Trotzdem übte die Abwanderung der landwirtschaftlichen Arbeitskräfte, die in der Industrie bessere Beschäftigungsbedingungen fanden, auf die Landwirtschaft einen starken Druck aus, ihre Betreibe zu mechanisieren. Besonders betroffen vom Landarbeitermangel waren Großbetriebe. Hier traten während der Frühjahrsbestellung und in der Erntezeit sogenannte "Arbeitsspitzen" auf, d. h., es mußte ein großer Arbeitsanfall in verhältnismäßig kurzer Zeit bewältigt werden. Während der Frühjahrsbestellung mußte der Boden gepflügt und für die Saat vorbereitet werden. Neben den Arbeitskräften mußten in dieser Zeit vor allem genügend Gespanne zur Verfügung stehen, die während des übrigen Jahres nicht ausreichend beschäftigt waren, gleichwohl aber "Betriebsstoffe" beanspruchten. Entsprechend mußte ein Teil der Ackerfläche für den Anbau von Futtermitteln reserviert werden.

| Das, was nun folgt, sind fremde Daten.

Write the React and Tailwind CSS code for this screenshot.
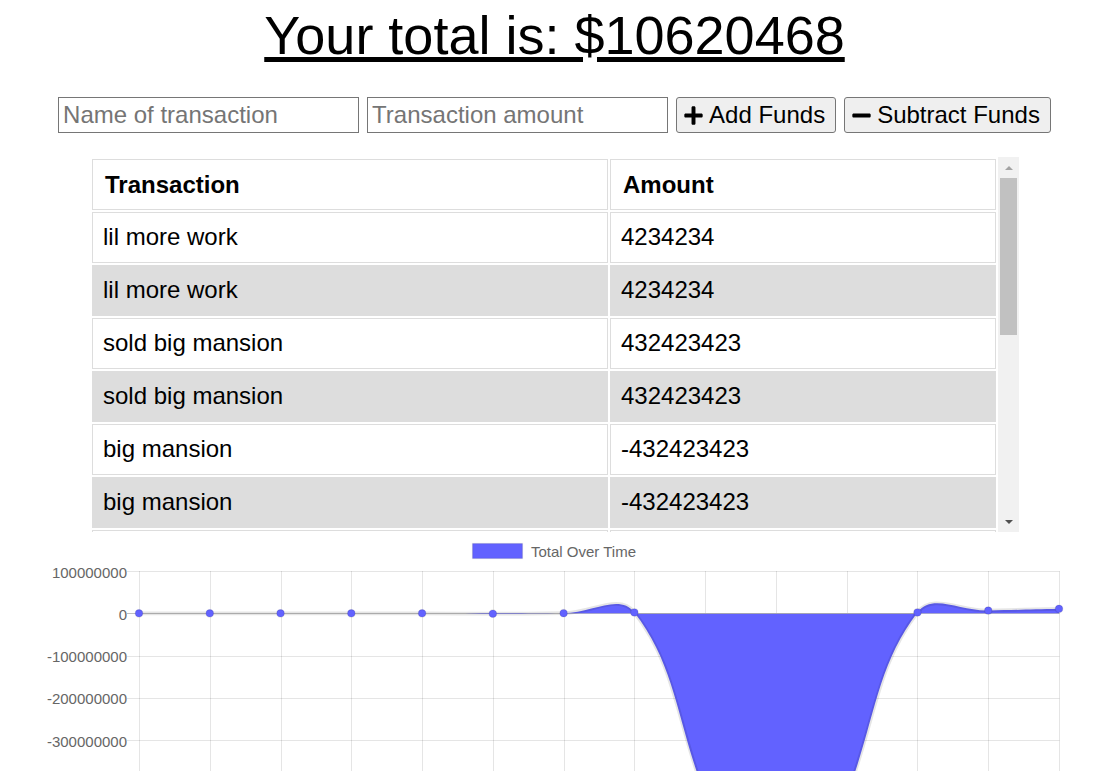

Ein zweiter Engpaß bei den Zugkräften ergab sich, wenn die schweren Erntewagen vom Feld gefahren werden mußten. Maschinen, die beständig hohe Leistung erbringen konnten, ohne wie die Tiere, zu ermüden, waren daher besonders für Gutsbetriebe interessant, hier wurden auch die ersten Versuche mit motorisierter Antriebskraft gemacht.